Activation of GRP94/GRP78 by SARS-CoV S protein requires PERK and eIF2α phosphorylation. 293FT cells were cotransfected with pGRP78/94-Luc and expression vectors for the indicated combinations of proteins. Cells were harvested for dual luciferase assay as described for Fig. 2 (A to D). The steady-state levels of phosphorylated (*) and total (#) eIF2α in cells treated with DMSO (lanes 1 and 7) or Tg (300 nM; lanes 2 and 8), mock infected (lanes 3 and 9) or infected with SARS-CoV (lanes 4 and 10), and transfected with pLenti-Topo empty vector alone (lanes 5 and 11) or with pLenti-S (lanes 6 and 12) were verified by Western blotting (E). Treatment with Tg was used as a positive control in this experiment. WT, wild type.

FIG. 5.

SARS-CoV S protein does not stimulate UPRE or XBP1 splicing. (A) 293FT cells were cotransfected with pUPRE-Luc and escalating amounts of pLenti-S. In the control group, an expression plasmid for a constitutively active version of ATF6 containing 1 to 373 amino acids was cotransfected. Cells were harvested for dual luciferase assay as described for Fig. 2. ATF6 (1-373) is known to stimulate UPRE, as reported previously (8). (B) 293FT and FRhK4 cells were mock infected (lane 1), infected with SARS-CoV (lane 2), transfected with pLenti-Topo empty vector (vec; lanes 5 and 7), transfected with pLenti-S plasmid (lanes 6 and 8), or treated with MG132 (lane 3), Tg (lanes 4 and 10), or DMSO (lane 9) for 8 h. Unspliced (u) and spliced (s) forms of XBP1 transcript were examined by reverse transcription-PCR as described previously (26).

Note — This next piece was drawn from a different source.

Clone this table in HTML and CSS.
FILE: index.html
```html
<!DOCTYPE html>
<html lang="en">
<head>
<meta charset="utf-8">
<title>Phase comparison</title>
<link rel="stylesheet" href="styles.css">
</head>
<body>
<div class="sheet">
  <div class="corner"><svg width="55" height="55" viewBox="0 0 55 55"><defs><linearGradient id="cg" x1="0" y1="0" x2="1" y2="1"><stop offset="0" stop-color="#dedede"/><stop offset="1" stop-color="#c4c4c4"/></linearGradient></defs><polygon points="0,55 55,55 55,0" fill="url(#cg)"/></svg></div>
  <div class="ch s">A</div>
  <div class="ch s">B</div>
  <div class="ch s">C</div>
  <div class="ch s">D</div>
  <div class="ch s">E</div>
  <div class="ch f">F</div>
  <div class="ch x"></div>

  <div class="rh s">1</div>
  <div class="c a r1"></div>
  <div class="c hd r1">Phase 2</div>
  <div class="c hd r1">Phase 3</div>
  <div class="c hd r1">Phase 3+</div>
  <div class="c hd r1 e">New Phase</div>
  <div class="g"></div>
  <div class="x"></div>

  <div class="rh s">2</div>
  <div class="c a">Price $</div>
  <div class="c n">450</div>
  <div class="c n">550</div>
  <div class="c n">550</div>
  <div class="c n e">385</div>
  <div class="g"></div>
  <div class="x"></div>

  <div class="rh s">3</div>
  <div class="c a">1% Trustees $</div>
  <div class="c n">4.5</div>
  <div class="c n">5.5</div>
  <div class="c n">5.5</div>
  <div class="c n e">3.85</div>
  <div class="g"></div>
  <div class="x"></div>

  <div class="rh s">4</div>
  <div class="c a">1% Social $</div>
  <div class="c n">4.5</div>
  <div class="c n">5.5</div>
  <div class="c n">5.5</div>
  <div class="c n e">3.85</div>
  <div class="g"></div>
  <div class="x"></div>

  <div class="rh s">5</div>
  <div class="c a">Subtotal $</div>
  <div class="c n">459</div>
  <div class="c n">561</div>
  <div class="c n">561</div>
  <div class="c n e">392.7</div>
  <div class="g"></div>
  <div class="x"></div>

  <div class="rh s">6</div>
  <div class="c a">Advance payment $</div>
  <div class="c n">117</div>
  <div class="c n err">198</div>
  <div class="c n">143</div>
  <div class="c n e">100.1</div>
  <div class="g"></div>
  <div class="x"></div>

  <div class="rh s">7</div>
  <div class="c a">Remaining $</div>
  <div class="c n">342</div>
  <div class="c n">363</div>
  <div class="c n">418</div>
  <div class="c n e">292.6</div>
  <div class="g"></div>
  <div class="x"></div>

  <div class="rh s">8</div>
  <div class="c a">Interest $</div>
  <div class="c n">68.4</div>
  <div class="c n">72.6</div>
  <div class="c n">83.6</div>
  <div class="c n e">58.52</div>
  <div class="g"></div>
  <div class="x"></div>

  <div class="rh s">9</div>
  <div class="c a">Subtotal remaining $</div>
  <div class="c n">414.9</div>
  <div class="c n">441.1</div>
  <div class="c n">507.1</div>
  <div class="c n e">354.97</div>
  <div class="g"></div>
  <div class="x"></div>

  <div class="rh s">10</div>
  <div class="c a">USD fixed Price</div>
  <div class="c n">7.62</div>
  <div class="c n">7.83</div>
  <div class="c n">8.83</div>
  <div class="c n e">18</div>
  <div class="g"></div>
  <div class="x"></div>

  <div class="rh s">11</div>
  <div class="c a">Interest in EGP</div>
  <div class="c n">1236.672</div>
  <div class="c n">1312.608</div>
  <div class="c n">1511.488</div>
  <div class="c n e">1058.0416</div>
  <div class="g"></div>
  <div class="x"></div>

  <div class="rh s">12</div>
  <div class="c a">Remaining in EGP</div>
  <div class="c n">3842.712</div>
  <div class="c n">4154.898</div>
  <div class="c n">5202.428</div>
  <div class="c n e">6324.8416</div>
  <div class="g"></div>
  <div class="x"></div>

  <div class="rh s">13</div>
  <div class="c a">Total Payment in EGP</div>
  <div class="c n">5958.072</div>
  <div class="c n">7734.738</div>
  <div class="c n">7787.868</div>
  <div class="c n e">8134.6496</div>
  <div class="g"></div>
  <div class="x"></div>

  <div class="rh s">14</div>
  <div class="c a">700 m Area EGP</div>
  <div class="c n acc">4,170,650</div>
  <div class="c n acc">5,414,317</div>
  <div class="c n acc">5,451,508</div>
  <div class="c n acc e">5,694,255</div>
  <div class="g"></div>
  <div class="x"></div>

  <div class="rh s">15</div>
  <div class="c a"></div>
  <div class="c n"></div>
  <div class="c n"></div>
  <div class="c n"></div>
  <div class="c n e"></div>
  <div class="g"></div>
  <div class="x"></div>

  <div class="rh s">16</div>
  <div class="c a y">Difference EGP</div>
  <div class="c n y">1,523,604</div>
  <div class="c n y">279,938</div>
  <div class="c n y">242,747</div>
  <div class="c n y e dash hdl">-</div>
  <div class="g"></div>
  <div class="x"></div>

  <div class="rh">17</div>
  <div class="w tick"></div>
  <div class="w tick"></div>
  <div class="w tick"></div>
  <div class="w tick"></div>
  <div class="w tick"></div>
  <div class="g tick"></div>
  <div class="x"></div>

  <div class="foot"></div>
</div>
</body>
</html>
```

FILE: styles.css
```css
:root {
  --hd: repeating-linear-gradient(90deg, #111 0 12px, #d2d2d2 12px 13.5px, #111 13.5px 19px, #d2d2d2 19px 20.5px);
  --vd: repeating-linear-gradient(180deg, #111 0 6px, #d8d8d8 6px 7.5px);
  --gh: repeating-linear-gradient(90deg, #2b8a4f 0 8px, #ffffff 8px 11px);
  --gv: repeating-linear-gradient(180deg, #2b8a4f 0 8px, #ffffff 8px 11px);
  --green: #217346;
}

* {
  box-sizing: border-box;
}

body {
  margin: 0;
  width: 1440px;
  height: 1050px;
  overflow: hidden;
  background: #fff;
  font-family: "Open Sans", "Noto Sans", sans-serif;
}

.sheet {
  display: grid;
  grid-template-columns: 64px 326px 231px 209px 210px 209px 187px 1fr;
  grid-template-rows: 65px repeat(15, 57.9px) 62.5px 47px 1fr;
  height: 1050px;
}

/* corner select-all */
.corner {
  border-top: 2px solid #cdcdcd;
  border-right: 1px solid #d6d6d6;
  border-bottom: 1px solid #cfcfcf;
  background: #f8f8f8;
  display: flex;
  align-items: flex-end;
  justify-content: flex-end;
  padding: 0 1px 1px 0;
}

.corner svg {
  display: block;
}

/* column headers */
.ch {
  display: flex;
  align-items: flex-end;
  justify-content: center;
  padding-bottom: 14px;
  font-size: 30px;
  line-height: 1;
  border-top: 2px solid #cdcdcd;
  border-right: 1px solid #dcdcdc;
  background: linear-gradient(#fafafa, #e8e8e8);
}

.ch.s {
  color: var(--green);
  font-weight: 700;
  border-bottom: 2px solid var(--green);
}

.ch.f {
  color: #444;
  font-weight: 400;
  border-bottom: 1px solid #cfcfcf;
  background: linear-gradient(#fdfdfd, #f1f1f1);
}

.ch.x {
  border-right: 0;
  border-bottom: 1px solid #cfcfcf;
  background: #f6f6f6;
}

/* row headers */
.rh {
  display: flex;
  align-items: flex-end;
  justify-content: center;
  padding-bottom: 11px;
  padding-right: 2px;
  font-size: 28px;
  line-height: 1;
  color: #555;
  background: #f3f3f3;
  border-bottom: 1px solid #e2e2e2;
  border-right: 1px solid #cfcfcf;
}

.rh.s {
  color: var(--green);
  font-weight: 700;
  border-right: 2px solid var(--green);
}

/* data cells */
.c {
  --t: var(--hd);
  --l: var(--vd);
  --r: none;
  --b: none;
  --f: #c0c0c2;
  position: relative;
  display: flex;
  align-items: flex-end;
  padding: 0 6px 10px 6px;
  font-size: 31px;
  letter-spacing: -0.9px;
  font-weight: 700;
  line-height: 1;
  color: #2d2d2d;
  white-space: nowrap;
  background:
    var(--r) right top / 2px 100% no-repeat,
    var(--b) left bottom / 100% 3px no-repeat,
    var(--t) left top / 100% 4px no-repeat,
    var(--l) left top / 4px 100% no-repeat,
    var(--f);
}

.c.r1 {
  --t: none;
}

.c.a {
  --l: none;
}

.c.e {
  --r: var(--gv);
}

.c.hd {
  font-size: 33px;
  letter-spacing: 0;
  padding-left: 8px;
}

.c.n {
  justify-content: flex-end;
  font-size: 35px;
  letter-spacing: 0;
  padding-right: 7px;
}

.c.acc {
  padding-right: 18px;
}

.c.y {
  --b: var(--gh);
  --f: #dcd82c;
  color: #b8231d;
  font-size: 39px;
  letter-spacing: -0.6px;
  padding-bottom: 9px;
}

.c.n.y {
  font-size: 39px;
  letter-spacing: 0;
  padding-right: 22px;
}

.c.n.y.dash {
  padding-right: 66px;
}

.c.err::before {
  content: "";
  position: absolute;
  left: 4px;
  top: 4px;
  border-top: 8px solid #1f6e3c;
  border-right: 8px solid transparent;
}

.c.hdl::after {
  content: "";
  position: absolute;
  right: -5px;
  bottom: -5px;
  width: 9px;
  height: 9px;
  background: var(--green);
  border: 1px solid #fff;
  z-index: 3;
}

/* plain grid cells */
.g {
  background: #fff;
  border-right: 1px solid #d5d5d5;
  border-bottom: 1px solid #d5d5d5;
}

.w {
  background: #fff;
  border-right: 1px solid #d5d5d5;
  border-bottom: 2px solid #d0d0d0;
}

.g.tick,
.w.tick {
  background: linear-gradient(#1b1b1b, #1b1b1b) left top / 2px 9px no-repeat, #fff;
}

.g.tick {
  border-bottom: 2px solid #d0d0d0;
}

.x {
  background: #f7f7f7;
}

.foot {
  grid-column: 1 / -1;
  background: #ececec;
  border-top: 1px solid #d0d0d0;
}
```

GAPDH mRNA (G) was also detected as a positive control.

FIG. 6.

SARS-CoV S protein does not stimulate ATF6-dependent transcriptional activity. 293FT cells were cotransfected with pGal-Luc, pGal-ATF6, and escalating amounts of pLenti-S. Cells were harvested for dual luciferase assay as described for Fig. 2. Tg (300 nM) and Tu (5 μg/ml) were used as positive controls in this analysis.